Serena Williams prowadzi w rankingu WTA nieprzerwanie od 183 tygodni. Do rekordu Steffi Graf brakuje już bardzo niewiele. Agnieszka Radwańska wciąż jest piąta, ale po turnieju w Cincinnati może wyprzedzić Simonę Halep i Garbine Muguruzę.

Jeśli po US Open Williams dalej będzie pierwszą rakietą globu, pobije 15-letni rekord Graf. Tyle że to nie takie proste. Amerykanka specjalnie wzięła dziką kartę do turnieju w Cincinnati. Niebezpiecznie blisko znajduje się bowiem Angelique Kerber.

Niemka wciąż może zniweczyć wysiłki młodszej z sióstr Williams, jeśli zdobędzie tytuł, a Serena nie zagra przynajmniej w ćwierćfinale. Bo tylko ćwierćfinał gwarantuje jej zachowanie pozycji liderki, a co za tym idzie rozstawienie z „jedynką” w US Open. Po odjęciu punktów za ubiegłoroczny Western & Southern Open, w którym 22-krotna mistrzyni wielkoszlemowa zdobyła tytuł, różnica zmalała do 676 punktów.

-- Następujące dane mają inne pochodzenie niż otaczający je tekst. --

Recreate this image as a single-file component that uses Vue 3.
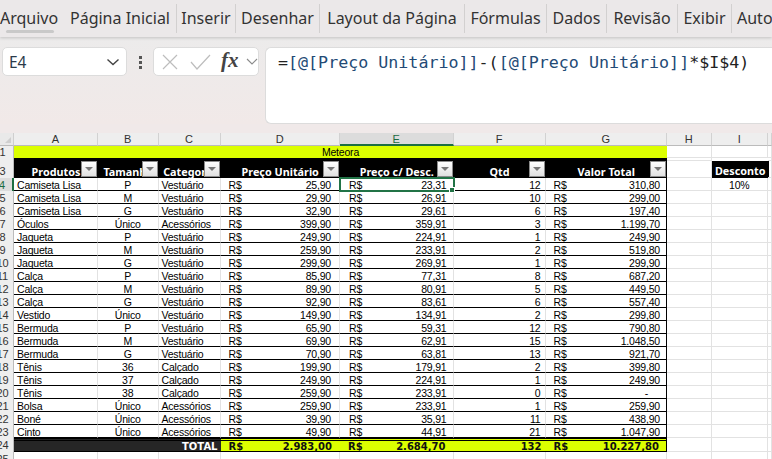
<script setup>
const cols = ['A','B','C','D','E','F','G','H','I','']
const rows = [
 ['Camiseta Lisa','P','Vestuário','25,90','23,31','12','310,80'],
 ['Camiseta Lisa','M','Vestuário','29,90','26,91','10','299,00'],
 ['Camiseta Lisa','G','Vestuário','32,90','29,61','6','197,40'],
 ['Óculos','Único','Acessórios','399,90','359,91','3','1.199,70'],
 ['Jaqueta','P','Vestuário','249,90','224,91','1','249,90'],
 ['Jaqueta','M','Vestuário','259,90','233,91','2','519,80'],
 ['Jaqueta','G','Vestuário','299,90','269,91','1','299,90'],
 ['Calça','P','Vestuário','85,90','77,31','8','687,20'],
 ['Calça','M','Vestuário','89,90','80,91','5','449,50'],
 ['Calça','G','Vestuário','92,90','83,61','6','557,40'],
 ['Vestido','Único','Vestuário','149,90','134,91','2','299,80'],
 ['Bermuda','P','Vestuário','65,90','59,31','12','790,80'],
 ['Bermuda','M','Vestuário','69,90','62,91','15','1.048,50'],
 ['Bermuda','G','Vestuário','70,90','63,81','13','921,70'],
 ['Tênis','36','Calçado','199,90','179,91','2','399,80'],
 ['Tênis','37','Calçado','249,90','224,91','1','249,90'],
 ['Tênis','38','Calçado','259,90','233,91','0','-'],
 ['Bolsa','Único','Acessórios','259,90','233,91','1','259,90'],
 ['Boné','Único','Acessórios','39,90','35,91','11','438,90'],
 ['Cinto','Único','Acessórios','49,90','44,91','21','1.047,90'],
]
const menu = [
 ['Página Inicial',112],['Inserir',58],['Desenhar',83],['Layout da Página',144],
 ['Fórmulas',81],['Dados',59],['Revisão',70],['Exibir',53]
]
const heads = ['Produtos','Tamanho','Categoria','Preço Unitário','Preço c/ Desc.','Qtd','Valor Total']
</script>

<template>
  <div class="app">
    <nav class="menu">
      <span class="tab first">Arquivo</span>
      <template v-for="m in menu" :key="m[0]">
        <span class="tab" :style="{ width: m[1] + 'px' }">{{ m[0] }}</span>
        <i class="sep"></i>
      </template>
      <span class="tab last">Auto</span>
    </nav>
    <section class="fbar">
      <div class="name"><span>E4</span>
        <svg width="14" height="8" viewBox="0 0 14 8"><path d="M1.5 1.5 7 6.5l5.5-5" fill="none" stroke="#444" stroke-width="1.4"/></svg>
      </div>
      <div class="dots"><b></b><b></b><b></b></div>
      <div class="fx">
        <svg class="x" width="16" height="16" viewBox="0 0 16 16"><path d="M1 1l14 14M15 1 1 15" fill="none" stroke="#bdbdbd" stroke-width="1.2"/></svg>
        <svg class="v" width="21" height="16" viewBox="0 0 21 16"><path d="M1 8l6 7L20 1" fill="none" stroke="#bdbdbd" stroke-width="1.2"/></svg>
        <em>fx</em>
        <svg class="c" width="12" height="7" viewBox="0 0 12 7"><path d="M1 1l5 5 5-5" fill="none" stroke="#8a8a8a" stroke-width="1.1"/></svg>
      </div>
      <div class="formula">=<span class="ref">[@[Preço Unitário]]</span>-(<span class="ref">[@[Preço Unitário]]</span>*$I$4)</div>
    </section>
    <div class="strip"></div>
    <section class="sheet">
      <div class="corner"><i></i></div>
      <div v-for="(c,i) in cols" :key="i" class="ch" :class="{sel:c==='E'}">{{ c }}</div>

      <div class="rh r1"><span>1</span></div>
      <div class="title">Meteora</div>
      <div class="blank"></div><div class="blank"></div><div class="blank"></div>

      <div class="rh r3"><span>3</span></div>
      <div v-for="h in heads" :key="h" class="th"><span>{{ h }}</span><u></u></div>
      <div class="blank h3"></div>
      <div class="desc"><span>Desconto</span></div>
      <div class="blank h3"></div>

      <template v-for="(r,i) in rows" :key="i">
        <div class="rh" :class="{sel:i===0}"><span>{{ i+4 }}</span></div>
        <div class="td">{{ r[0] }}</div>
        <div class="td ctr">{{ r[1] }}</div>
        <div class="td">{{ r[2] }}</div>
        <div class="td cur d"><span>R$</span><span>{{ r[3] }}</span></div>
        <div class="td cur e" :class="{active:i===0}"><span>R$</span><span>{{ r[4] }}</span></div>
        <div class="td num">{{ r[5] }}</div>
        <div class="td cur g"><span>R$</span><span :class="{dash:r[6]==='-'}">{{ r[6] }}</span></div>
        <div class="blank"></div>
        <div class="blank ctr pct">{{ i===0 ? '10%' : '' }}</div>
        <div class="blank"></div>
      </template>

      <div class="rh"><span>24</span></div>
      <div class="tot dark wide">TOTAL</div>
      <div class="tot cur d"><span>R$</span><span>2.983,00</span></div>
      <div class="tot cur e2"><span>R$</span><span>2.684,70</span></div>
      <div class="tot num">132</div>
      <div class="tot cur g"><span>R$</span><span>10.227,80</span></div>
      <div class="blank"></div><div class="blank"></div><div class="blank"></div>

      <div class="rh"><span>25</span></div>
      <div v-for="(c,i) in cols" :key="'e'+i" class="blank"></div>
    </section>
  </div>
</template>

<style scoped>
.app { width: 772px; height: 459px; overflow: hidden; background: #f0e9e9; font-family: "Noto Sans", sans-serif; }
.menu { height: 37px; display: flex; align-items: center; background: #ebe8e9; box-shadow: 0 1px 3px rgba(0,0,0,.18); position: relative; white-space: nowrap; color: #333; font-size: 16px; overflow: hidden; }
.tab { line-height: 37px; text-align: center; flex: none; }
.tab.first { width: 64px; text-align: left; position: relative; }
.tab.first::after { content: ""; position: absolute; left: 6px; width: 48px; height: 3px; bottom: 4px; background: #c9c9c9; border-radius: 2px; }
.tab.last { padding-left: 5px; }
.sep { width: 1px; height: 29px; background: #d2d0d0; flex: none; }
.fbar { height: 87px; box-sizing: border-box; padding: 10px 0 0 2px; display: flex; align-items: flex-start; background: linear-gradient(#ecebeb, #f1e9e8); }
.name, .fx { height: 29px; background: #fff; border: 1px solid #dcdcdc; border-radius: 5px; display: flex; align-items: center; box-sizing: border-box; }
.name { width: 125px; padding: 0 6px; justify-content: space-between; font-size: 15.5px; color: #2b3a4a; }
.dots { width: 26px; margin-top: 9px; display: flex; flex-direction: column; align-items: center; gap: 2px; }
.dots b { width: 3px; height: 3px; background: #555; }
.fx { width: 106px; padding: 0 0 0 8px; }
.fx .v { margin-left: 12px; }
.fx em { font: italic bold 21px/1 "Liberation Serif", serif; color: #444; margin-left: 10px; width: 18px; margin-top: -3px; }
.fx .c { margin-left: 7px; }
.formula { width: 507px; margin-left: 6px; height: 77px; box-sizing: border-box; background: #fff; border: 1px solid #dcdcdc; border-radius: 6px 0 0 6px; border-right: 0; padding: 1px 0 0 12px; font: 16.67px/28px "DejaVu Sans Mono", monospace; color: #222; }
.ref { color: #234a75; }
.strip { height: 9px; }
.sheet { display: grid; grid-template-columns: 14px 84px 60.5px 62px 119.5px 113.5px 92px 121.5px 44.5px 56.5px 4px; grid-template-rows: 13px 12px 20px repeat(20, 13px) 14px 12px; background: #fff; font: 10.5px/13px "Liberation Sans", sans-serif; letter-spacing: -.2px; color: #000; }
.corner { background: #e9e9e9; border-right: 1px solid #cfcfcf; border-bottom: 1px solid #bbb; box-sizing: border-box; position: relative; }
.corner i { position: absolute; right: 2px; bottom: 2px; border: 3px solid transparent; border-right-color: #cfcfcf; border-bottom-color: #cfcfcf; }
.ch { background: #eee; border-right: 1px solid #d2d2d2; border-bottom: 1px solid #bbb; box-sizing: border-box; text-align: center; font-size: 11px; letter-spacing: 0; line-height: 12px; color: #333; min-width: 0; overflow: hidden; }
.ch.sel { background: #dcdcdc; color: #1d6b41; border-bottom: 2px solid #1d6f42; }
.rh { background: #eee; border-right: 1px solid #bbb; box-sizing: border-box; color: #333; font-size: 11px; letter-spacing: 0; line-height: 14px; overflow: hidden; display: flex; justify-content: center; padding-right: 8px; white-space: nowrap; }
.rh.sel { color: #1d6b41; background: #dcdcdc; border-right: 2px solid #1d6f42; }
.rh.r1 { line-height: 13px; }
.rh.r3 { line-height: 26px; }
.title { grid-column: span 7; background: #dcff00; text-align: center; line-height: 13px; }
.blank { border-right: 1px solid #e2e2e2; border-bottom: 1px solid #e2e2e2; box-sizing: border-box; min-width: 0; }
.h3 { box-shadow: inset 0 2px #fff, inset 0 3px #e2e2e2; }
.th { background: #000; color: #fff; font: 700 10.8px/27px "Noto Sans", sans-serif; letter-spacing: 0; text-align: center; overflow: hidden; white-space: nowrap; position: relative; min-width: 0; }
.th span { display: block; }
.th u { position: absolute; right: 1px; bottom: 1px; width: 16px; height: 16px; box-sizing: border-box; border: 1px solid #8b8b8b; background: linear-gradient(#fff, #e0e0e0); }
.th u::after { content: ""; position: absolute; left: 3px; top: 5px; border: 4px solid transparent; border-top: 4px solid #777; border-bottom: 0; }
.desc { background: #000; color: #fff; font: 700 10.8px/18px "Noto Sans", sans-serif; letter-spacing: 0; text-align: center; padding-top: 4px; box-sizing: border-box; margin-right: -1px; box-shadow: inset 0 3px #fff; }
.td { border-bottom: 1px solid #000; border-right: 1px solid #e2e2e2; box-sizing: border-box; padding: 1px 3px 0; white-space: nowrap; overflow: hidden; line-height: 13px; min-width: 0; }
.ctr { text-align: center; }
.num { text-align: right; }
.td.num { padding-right: 4px; }
.cur { display: flex; justify-content: space-between; }
.td.d { padding: 1px 8px 0; }
.td.e { padding: 1px 6px 0 9px; }
.td.g { padding: 1px 6px 0 8px; border-right: 1px solid #000; }
.dash { padding-right: 12px; }
.pct { line-height: 13px; padding-top: 1px; }
.active { outline: 2px solid #217346; outline-offset: -1px; position: relative; overflow: visible; z-index: 1; }
.active::after { content: ""; position: absolute; right: -2px; bottom: -3px; width: 6px; height: 6px; background: #217346; border: 1px solid #fff; box-sizing: border-box; }
.tot { background: #dcff00; font: 700 10px/11px "DejaVu Sans", sans-serif; letter-spacing: 0; border-top: 3px double #000; border-bottom: 1px solid #000; box-sizing: border-box; white-space: nowrap; color: #111; }
.tot.d { padding: 0 8px 0 8px; }
.tot.e2 { padding: 0 8px 0 8px; }
.tot.g { padding: 0 7px 0 8px; border-right: 1px solid #000; }
.tot.num { padding-right: 4px; }
.dark { background: #262626; color: #fff; text-align: right; padding-right: 3px; }
.wide { grid-column: span 3; }
</style>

34-latka na słabsze występy nie może sobie pozwolić ani w Cincinnati, ani w Nowym Jorku. W obu tych turniejach ma do obrony 1680 punktów, a Kerber zaledwie 131. To stawia triumfatorkę Australian Open w znakomitej pozycji i daje jej ogromną szansę na zostanie liderką rankingu WTA.

Matematyka wkracza też przy analizie sytuacji Agnieszki Radwańskiej. Krakowianka nadal jest piątą tenisistką świata, ale teoretycznie może wyprzedzić po turnieju w Cincinnati i Garbine Muguruzę, i Simonę Halep. Rumunka właśnie została wyprzedzona przez Hiszpankę i spadła na czwartą lokatę. W Western & Southern Open broni 585 punktów za finał sprzed roku. Jeśli „Isia” osiągnie półfinał, awansuje na 4. miejsce bez oglądania się na Halep.

Awans o trzy miejsca zaliczyła Magda Linette. Poznanianka przesunęła się z 86. miejsca na 83. Spadły natomiast kolejne trzy Polki notowane w rankingu WTA. Paula Kania na 215. pozycję, Urszula Radwańska na 216., a Katarzyna Piter na 288.